FAQ #6: Is it hard to learn?

This depends on the individual. In order to complete the PADI Open Water Course there is some theory involved. The reason for this is that it is important to understand what happens to the body underwater and at depth, and to understand how your equipment functions in order to prevent anything going wrong. From the diving perspective, there are various skills that one needs to learn in order to ensure that the dives are safe and fun without harming the underwater environment. Most of these skills come fairly naturally to most, but they do need to be mastered.
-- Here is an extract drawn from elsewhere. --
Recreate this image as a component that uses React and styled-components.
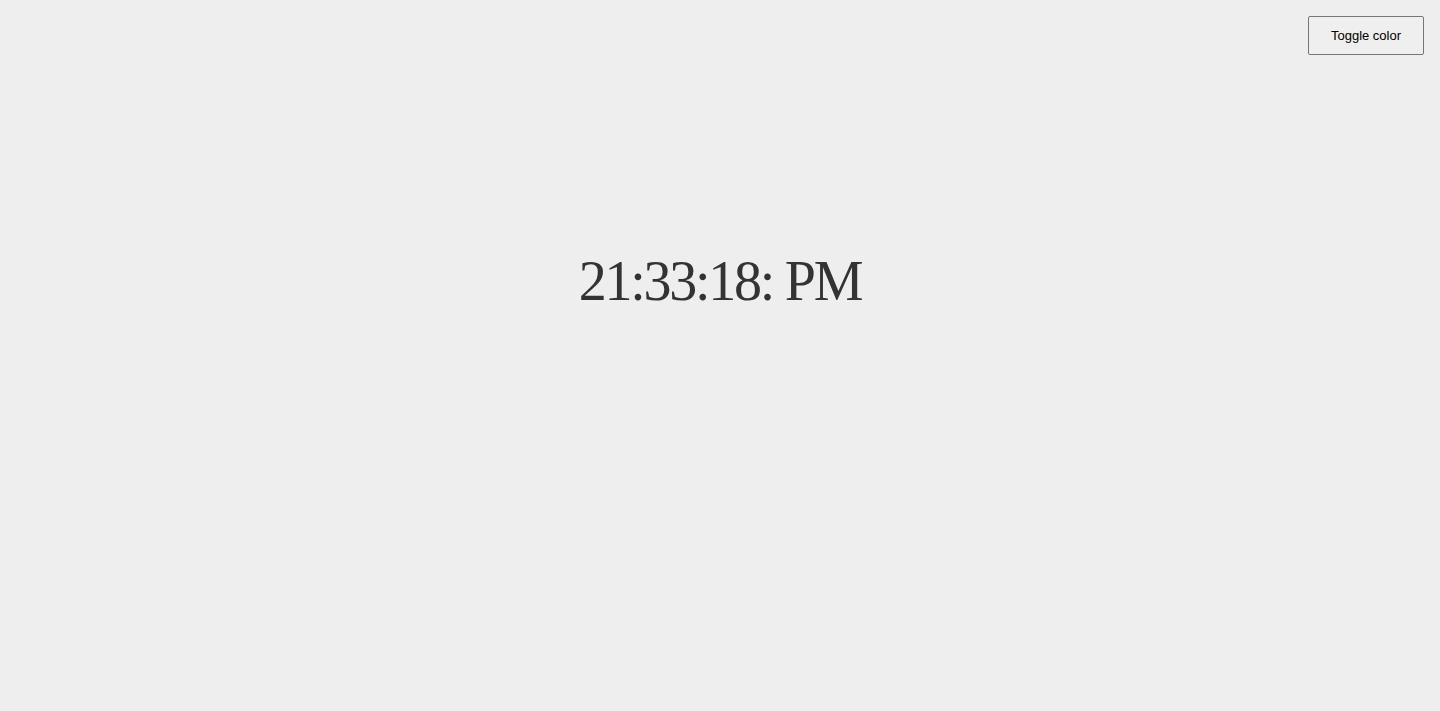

The underwater skills should be practised under qualified instruction in a pool or confined water environment before implemented in ‘open water’.

FAQ #7: Why should I get certified?

The main reason to get certified would be so that you can dive anywhere in the world without having to redo your basic skills. The Open Water Certification demonstrates to any dive centre that you have attained a level of competence to allow you to dive without an instructor. It is recommended though, that when you are unfamiliar with the conditions or the site you are diving, that you always dive with a guide.

FAQ #8: Is scuba diving dangerous? What about sharks?

As with most activities, there are some risks but that is what the course will teach you – how to minimise risk and dive safely and enjoyably. As for sharks, they are wonderful creatures! If you are lucky enough to see one under the water he will probably be going the other way as, to him, you are ‘big and noisy’!